Another approach to scaling up the memory management subsystem was recently posted to linux-kernel by Rik van Riel. His patch is meant to reduce the amount of time the kernel spends looking for a memory page to evict when it needs to load a new page. He lists two main deficiencies of the current page replacement algorithm. The first is that it sometimes evicts the wrong page; this cannot be eliminated, but its frequency might be reduced. The second is the heart of what he is trying to accomplish:

The kernel scans over pages that should not be evicted. On systems with a few GB of RAM, this can result in the VM using an annoying amount of CPU. On systems with >128GB of RAM, this can knock the system out for hours since excess CPU use is compounded with lock contention and other issues.

最近 Rik van Riel 针对内核内存管理子系统的扩展性问题提出了另一种改进的方法。他提交的 补丁 可用于在执行页框回收处理中减少搜索换出页的时间。他列出了当前页框回收(本文称之为 page replacement,译者注,在 Linux 中还有类似的另一种说法称之为 “页框回收”(Page Frame Reclaiming),本文翻译时采用后一种说法)算法的两个主要缺陷。首先,它有时会换出错误的页;很可惜这是不可避免的(译者注,换出页的选择基于预期,而预期总是不确定的),但可能性或许还可以降低。第二个缺陷则正是他所想要改进的问题,他在补丁中的描述如下:

内核会扫描那些不会被换出的内存页。在具有几 GB 内存的系统上,这可能导致虚拟内存子系统产生额外的计算开销。在一个具有大于 128GB 内存的系统上,由于锁的竞争以及综合了其他问题所导致的过多处理器开销,甚至可能会使系统停顿达数小时之久。

A system with 1TB of 4K pages has 256 million pages to deal with.
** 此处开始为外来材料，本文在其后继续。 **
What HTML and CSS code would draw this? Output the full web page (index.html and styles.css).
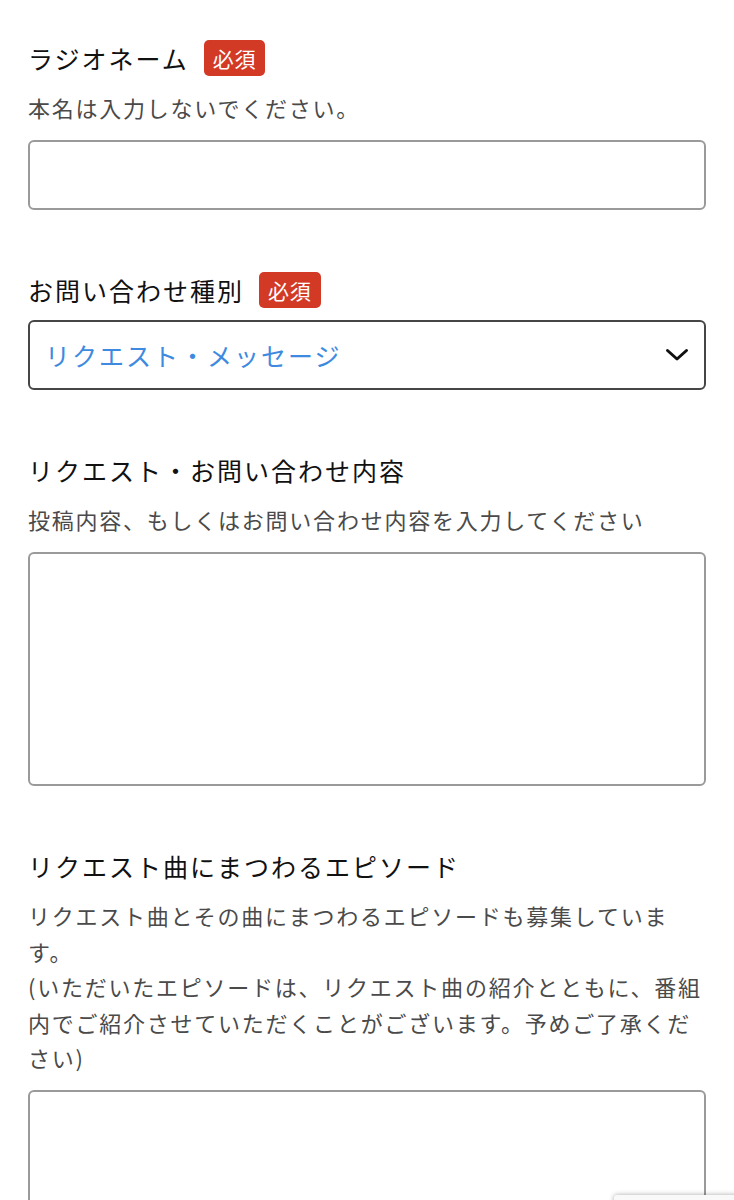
FILE: index.html
```html
<!DOCTYPE html>
<html lang="ja">
<head>
<meta charset="utf-8">
<title>お問い合わせ</title>
<link rel="stylesheet" href="styles.css">
</head>
<body>
<form class="form">
  <div class="field">
    <div class="label-row"><span class="label">ラジオネーム</span><span class="badge">必須</span></div>
    <p class="help">本名は入力しないでください。</p>
    <div class="input"></div>
  </div>
  <div class="field">
    <div class="label-row tight"><span class="label">お問い合わせ種別</span><span class="badge">必須</span></div>
    <div class="select">
      <span class="select-text">リクエスト・メッセージ</span>
      <svg class="chev" width="24" height="14" viewBox="0 0 24 14"><path d="M2.5 2.5 L12 11 L21.5 2.5" fill="none" stroke="#111" stroke-width="3" stroke-linecap="round" stroke-linejoin="round"/></svg>
    </div>
  </div>
  <div class="field">
    <div class="label-row"><span class="label">リクエスト・お問い合わせ内容</span></div>
    <p class="help">投稿内容、もしくはお問い合わせ内容を入力してください</p>
    <div class="input textarea"></div>
  </div>
  <div class="field">
    <div class="label-row"><span class="label">リクエスト曲にまつわるエピソード</span></div>
    <p class="help">リクエスト曲とその曲にまつわるエピソードも募集しています。<br>(いただいたエピソードは、リクエスト曲の紹介とともに、番組内でご紹介させていただくことがございます。予めご了承ください)</p>
    <div class="input textarea"></div>
  </div>
</form>
<div class="captcha"></div>
</body>
</html>
```

FILE: styles.css
```css
html, body {
  margin: 0;
  padding: 0;
  background: #fff;
}
body {
  font-family: "Noto Sans CJK JP", "Noto Sans", sans-serif;
  color: #111;
}
.form {
  padding: 40px 28px 0 28px;
  display: flex;
  flex-direction: column;
  gap: 62px;
}
.field {
  display: flex;
  flex-direction: column;
}
.label-row {
  height: 36px;
  display: flex;
  align-items: center;
  gap: 15px;
  margin-bottom: 14px;
}
.label-row.tight {
  margin-bottom: 12px;
}
.label {
  font-size: 25px;
  letter-spacing: 0.08em;
  line-height: 36px;
  color: #111;
}
.badge {
  background: #d33a26;
  color: #fff;
  font-size: 21px;
  line-height: 36px;
  height: 36px;
  padding: 0 9px;
  border-radius: 5px;
  letter-spacing: 0.04em;
}
.help {
  margin: 0 0 14.5px 0;
  font-size: 22px;
  line-height: 35.5px;
  letter-spacing: 0.08em;
  color: #4a4a4a;
}
.input {
  height: 70px;
  box-sizing: border-box;
  border: 2px solid #9a9a9a;
  border-radius: 6px;
  background: #fff;
}
.textarea {
  height: 234px;
}
.select {
  height: 70px;
  box-sizing: border-box;
  border: 2px solid #464646;
  border-radius: 6px;
  display: flex;
  align-items: center;
  justify-content: space-between;
  padding: 0 15px 0 15px;
}
.select-text {
  font-size: 25px;
  letter-spacing: 0.08em;
  color: #3d8ae0;
}
.chev {
  display: block;
}
.captcha {
  position: fixed;
  left: 614px;
  top: 1195px;
  width: 256px;
  height: 60px;
  background: #f9f9f9;
  border-radius: 3px;
  box-shadow: 0 0 5px rgba(0,0,0,0.35);
}
```
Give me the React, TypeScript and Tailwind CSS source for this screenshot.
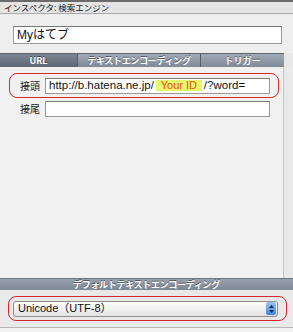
import React from "react";

const jp = "font-['Noto_Sans_CJK_JP','Noto_Sans',sans-serif]";
const latin = "font-['Liberation_Sans','Noto_Sans_CJK_JP',sans-serif]";

const Tab = ({ label, active, className }: { label: string; active?: boolean; className: string }) => (
  <div
    className={`flex h-full items-center justify-center border-r border-[#56606c] text-[9px] font-bold leading-none text-white [text-shadow:0_-1px_0_rgba(0,0,0,0.45)] ${jp} ${className} ${
      active
        ? "bg-gradient-to-b from-[#7b8592] to-[#5f6976]"
        : "bg-gradient-to-b from-[#a1aab5] to-[#808a97]"
    }`}
  >
    {label}
  </div>
);

const Field = ({ children }: { children?: React.ReactNode }) => (
  <div
    className={`flex h-[16px] w-[225px] items-center border border-[#9a9a9a] border-t-[#7a7a7a] bg-white pl-[3px] text-[11.5px] leading-none text-[#111] ${latin}`}
  >
    {children}
  </div>
);

export default function App() {
  return (
    <div className="flex h-[332px] w-[293px] flex-col overflow-hidden bg-[#e8e8e8]">
      {/* window title */}
      <div className="h-[2px] bg-[#6b6b6b]" />
      <div
        className={`flex h-[12px] items-center border-b border-[#a8a8a8] bg-[#e4e4e4] pl-[4px] text-[8.5px] leading-none text-[#1a1a1a] ${jp}`}
      >
        インスペクタ: 検索エンジン
      </div>

      {/* name */}
      <div className="h-[39px] bg-[#eeeeee] pl-[13px] pr-[11px] pt-[12px]">
        <div
          className={`flex h-[18px] items-center border border-[#9a9a9a] border-t-[#777] bg-white pl-[3px] text-[12px] leading-none text-[#111] ${latin}`}
        >
          Myはてブ
        </div>
      </div>

      {/* tabs */}
      <div className="flex h-[14px] w-[284px] border-t border-[#59636f]">
        <Tab label="URL" active className="w-[78px]" />
        <Tab label="テキストエンコーディング" className="w-[123px] tracking-[-0.3px]" />
        <Tab label="トリガー" className="flex-1 border-r-0" />
      </div>

      {/* url panel */}
      <div className="flex h-[211px]">
        <div className="flex w-[284px] flex-col border-r border-[#c4c4c4] bg-[#f1f1f1] pl-[9px] pt-[6px]">
          <div className="flex h-[25px] w-[270px] items-center rounded-[8px] border-[1.5px] border-[#d8252e] pl-[10px]">
            <span className={`w-[25px] text-[10px] leading-none text-[#222] ${jp}`}>接頭</span>
            <Field>
              <span>http://b.hatena.ne.jp/</span>
              <span className="ml-[2px] flex h-[11px] w-[46px] items-center justify-center bg-[#e6f76a] text-[11px] text-[#e5521a]">
                Your ID
              </span>
              <span className="ml-[2px]">/?word=</span>
            </Field>
          </div>
          <div className="mt-[3px] flex items-center pl-[11px]">
            <span className={`w-[25px] text-[10px] leading-none text-[#222] ${jp}`}>接尾</span>
            <Field />
          </div>
        </div>
        <div className="flex-1 bg-[#e9e9e9]" />
      </div>

      {/* default encoding */}
      <div
        className={`flex h-[12px] items-center justify-center border-t border-[#6a7480] bg-gradient-to-b from-[#98a1ac] to-[#7e8895] text-[9px] font-bold leading-none tracking-[-0.3px] text-white [text-shadow:0_-1px_0_rgba(0,0,0,0.45)] ${jp}`}
      >
        デフォルトテキストエンコーディング
      </div>
      <div className="h-[38px] border-b border-[#b5b5b5] bg-[#e9e9e9] pl-[8px] pt-[6px]">
        <div className="flex h-[25px] w-[279px] items-center rounded-[8px] border-[1.5px] border-[#d8252e] pl-[4px]">
          <div className="flex h-[16px] w-[265px] items-center justify-between rounded-[3px] border border-[#8e8e8e] bg-gradient-to-b from-white to-[#e2e2e2] pl-[4px] pr-[1px]">
            <span className={`text-[11px] leading-none text-[#111] ${latin}`}>Unicode（UTF-8）</span>
            <div className="flex h-[13px] w-[10px] flex-col items-center justify-center gap-[2px] rounded-[2px] bg-gradient-to-b from-[#9cc4f2] to-[#3f86dc]">
              <svg width="5" height="3" viewBox="0 0 5 3">
                <path d="M0 3 L2.5 0 L5 3 Z" fill="#1a2a40" />
              </svg>
              <svg width="5" height="3" viewBox="0 0 5 3">
                <path d="M0 0 L2.5 3 L5 0 Z" fill="#1a2a40" />
              </svg>
            </div>
          </div>
        </div>
      </div>
      <div className="flex-1 bg-[#f2f2f2]" />
    </div>
  );
}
Searching through the pages stored on lists in the kernel can take an enormous amount of time. According to van Riel, most of that time is spent searching pages that won’t be evicted anyway, so in order to deal with systems of that size, the search needs to focus in on likely candidates.

一个装机容量为 1TB 内存的系统(按每个页框 4KB 大小)计算,需要涉及高达 2 亿 5 千 6 百万个页框。对管理这些页框的内核链表进行搜索会花费大量时间。根据 van Riel 的说法,大部分时间浪费在遍历无论如何都不会被换出的页框上,因此为了处理像这样的大规模系统,搜索算法需要改进为只关注那些会被换出的页框。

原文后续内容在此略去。